Machine learning model inference on the other hand is part of the second phase of the machine learning lifecycle. It is the point the model is put into production, processing live, unseen data. Although the model training phase will be the domain of data scientists, machine learning model inference usually draws from other specialisms such as data engineers and IT specialists. This is because model inference and deployment requires the consideration of wider system architecture where the model will be hosted and the overall flow of input and output data.

Although machine learning model inference and training are different, as part of the overall model lifecycle both phases are important to a functioning model. A holistic view of the entire end-to-end machine learning process is the best way to achieve an accurate model in an efficient way. So understanding the differences between the training phase and model inference is important.

This guide explores the topic of machine learning model inference, including what it is, the main challenges, and comparisons with the training phase.

What is inference in machine learning

Machine learning model inference is the process of deploying a machine learning model to a production environment to infer a result from input data. At this point, the model will be processing new and unseen input data. When a model performs inference, it is producing a result based on the trained algorithm. This means model inference is within the deployment phase of a machine learning lifecycle. The results that are inferred are usually observed and continuously monitored, at which point the model can be retrained or optimised as a separate phase of a model lifecycle.
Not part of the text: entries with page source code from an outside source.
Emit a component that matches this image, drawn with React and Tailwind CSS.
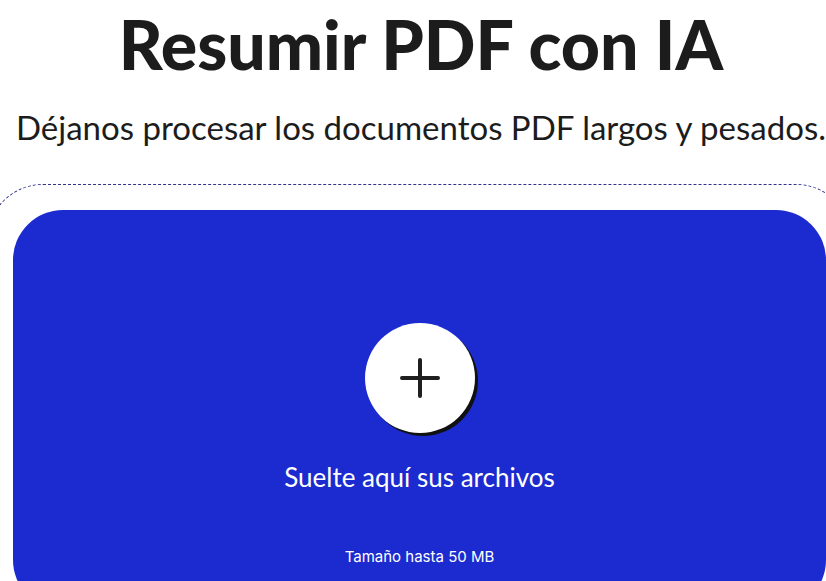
export default function App() {
  return (
    <div className="w-[842px] bg-white text-center overflow-hidden" style={{ fontFamily: 'Lato, "Noto Sans", sans-serif' }}>
      <h1 className="pt-[4px] text-[68px] leading-[80px] font-black text-[#1c1c1c]">
        Resumir PDF con IA
      </h1>
      <p className="mt-[23px] text-[33px] leading-[40px] text-[#1c1c1c]">
        Déjanos procesar los documentos PDF largos y pesados.
      </p>

      <div className="mt-[37px] ml-[-13px] w-[865px] rounded-[56px] border border-dashed border-[#34318a] pt-[25px] px-[25px]">
        <div className="h-[400px] rounded-[50px] bg-[#1b2bcf] flex flex-col items-center pt-[113px]">
          <button className="w-[110px] h-[110px] rounded-full bg-white flex items-center justify-center shadow-[3px_3px_0_#111]">
            <svg width="42" height="42" viewBox="0 0 42 42" fill="none" stroke="#1f1f1f" strokeWidth="4" strokeLinecap="round">
              <path d="M21 3v36M3 21h36" />
            </svg>
          </button>
          <div className="mt-[27px] text-[26px] leading-[34px] text-white">Suelte aquí sus archivos</div>
          <div className="mt-[53px] text-[15px] leading-[20px] text-white" style={{ fontFamily: 'Inter, sans-serif' }}>
            Tamaño hasta 50 MB
          </div>
        </div>
      </div>
    </div>
  )
}
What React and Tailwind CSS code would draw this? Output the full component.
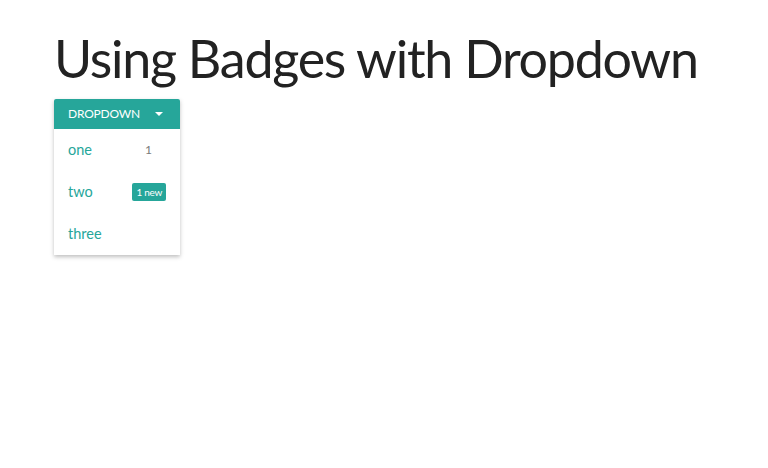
import React from "react";

const teal = "text-[#26a69a]";

const App = () => {
  return (
    <div className="min-h-[468px] bg-white px-[54px] pt-[22px] font-['Lato',sans-serif]">
      <h1 className="whitespace-nowrap text-[52px] font-normal leading-[72px] tracking-[-1.25px] text-[#222]">
        Using Badges with Dropdown
      </h1>
      <div className="mt-[5px] w-[126px] shadow-[0_2px_4px_rgba(0,0,0,0.25)]">
        <button className="flex h-[30px] w-full items-center justify-between rounded-t-[2px] bg-[#26a69a] pl-[14px] pr-[17px] text-[12px] tracking-[-0.2px] uppercase text-white">
          Dropdown
          <svg width="8" height="4" viewBox="0 0 10 5">
            <path d="M0 0 L10 0 L5 5 Z" fill="white" />
          </svg>
        </button>
        <ul className="bg-white">
          <li className="flex h-[42px] items-center justify-between pl-[14px] pr-[28px]">
            <span className={`${teal} text-[14.5px]`}>one</span>
            <span className="text-[12px] text-[#7a7a7a]">1</span>
          </li>
          <li className="flex h-[42px] items-center justify-between pl-[14px] pr-[14px]">
            <span className={`${teal} text-[14.5px]`}>two</span>
            <span className="rounded-[2px] bg-[#26a69a] px-[4px] text-[10px] leading-[18px] tracking-[-0.3px] text-white">
              1 new
            </span>
          </li>
          <li className="flex h-[42px] items-center pl-[14px]">
            <span className={`${teal} text-[14.5px]`}>three</span>
          </li>
        </ul>
      </div>
    </div>
  );
};

export default App;
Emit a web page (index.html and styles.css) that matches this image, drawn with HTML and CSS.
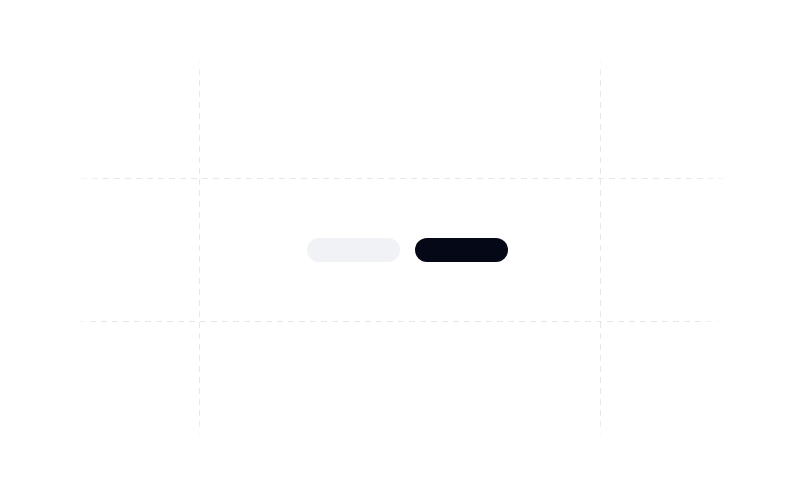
FILE: index.html
```html
<!DOCTYPE html>
<html lang="en">
<head>
    <meta charset="UTF-8">
    <meta name="viewport" content="width=device-width, initial-scale=1.0">
    <title>Button Group</title>
    <link rel="stylesheet" href="styles.css">
</head>
<body>

<div class="stage">
    <!-- Guide lines around the preview area -->
    <div class="guide guide-h guide-top"></div>
    <div class="guide guide-h guide-bottom"></div>
    <div class="guide guide-v guide-left"></div>
    <div class="guide guide-v guide-right"></div>

    <div class="button-row">
        <button class="btn btn-secondary" aria-label="Cancel"></button>
        <button class="btn btn-primary" aria-label="Continue"></button>
    </div>
</div>

</body>
</html>
```

FILE: styles.css
```css
body {
    margin: 0;
    padding: 0;
    background-color: #ffffff;
    font-family: Inter, "Liberation Sans", sans-serif;
}
.stage {
    position: relative;
    width: 800px;
    height: 500px;
    display: flex;
    align-items: center;
    justify-content: center;
}
.guide {
    position: absolute;
}
.guide-h {
    height: 1px;
    background-image: repeating-linear-gradient(90deg, #e6e7eb 0 6px, transparent 6px 11px);
    -webkit-mask-image: linear-gradient(90deg, transparent, #000 5%, #000 95%, transparent);
    mask-image: linear-gradient(90deg, transparent, #000 5%, #000 95%, transparent);
}
.guide-v {
    width: 1px;
    background-image: repeating-linear-gradient(180deg, #e6e7eb 0 6px, transparent 6px 11px);
    -webkit-mask-image: linear-gradient(180deg, transparent, #000 5%, #000 95%, transparent);
    mask-image: linear-gradient(180deg, transparent, #000 5%, #000 95%, transparent);
}
.guide-top {
    top: 178px;
    left: 70px;
    width: 662px;
}
.guide-bottom {
    top: 321px;
    left: 68px;
    width: 660px;
}
.guide-left {
    left: 199px;
    top: 58px;
    height: 380px;
}
.guide-right {
    left: 600px;
    top: 58px;
    height: 380px;
}
.button-row {
    display: flex;
    gap: 15px;
    margin-left: 15px;
}
.btn {
    width: 93px;
    height: 24px;
    border: none;
    border-radius: 12px;
    padding: 0;
    cursor: pointer;
}
.btn-secondary {
    background-color: #f1f2f5;
}
.btn-primary {
    background-color: #050816;
}
```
Machine learning model inference is often referred to as moving a model into production. As such, it’s the use of the model for the task it was originally designed to do. It’s the point that a machine learning model will start to generate a return on the overall project investment. This could be any number of business tasks and processes that models are used to automate or improve, whether classification or regression tasks. The main challenges faced by the model inference process is embedding the model itself within the wider system architecture.

The main considerations for model inference in a live environment include:

  • The data flow of both input data from the live environment and the output data for results. This includes the entry point for live data into the model pipeline.
  • The system architecture and how the model embeds within it. This could be containerised machine learning models which draw from different system resources, or a server-based pipeline.
  • Transforming input data from the live environment into data that can be processed by the model. This may include a pre-processing stage.
  • Transforming the output data or result into information that’s interpretable by the organisation. For example a numerical result from a model designed to detect fraudulent activity may need to be transformed into defined labels which can be understood by the organisation.

Machine learning model inference vs training

Machine learning model inference and training can be understood as belonging to different phases of the machine learning model lifecycle. Although they’re part of the same overall end-to-end process, their positions in the process are distinct. Machine learning training is the creation and optimisation of a model using training data. The aim is to reduce the loss function until the model is performing a specific task to a high degree of accuracy. There is a risk that the model may be overfit to the training data, so the model is usually validated against a testing set of unseen data. The process of cross validation in machine learning ensures the model is accurate with new and unseen data, or its ability to generalise. Models will then undergo a process of machine learning optimisation to further improve the model’s accuracy through tweaking of the hyperparameters.

Machine learning model inference on the other hand happens later on in the machine learning lifecycle. It is part of the second major phase in a machine learning model’s life cycle: model deployment. Inference is the application of the trained machine learning model on new data to create a result. Machine learning model inference is also known as moving the model into the production environment. This is the point that the model is performing the task it was designed to do in the live business environment. Deploying the machine learning model includes moving the model to a live environment where the model starts processing new and unseen data. This is different to the model training phase, which is usually performed in a local or offline environment.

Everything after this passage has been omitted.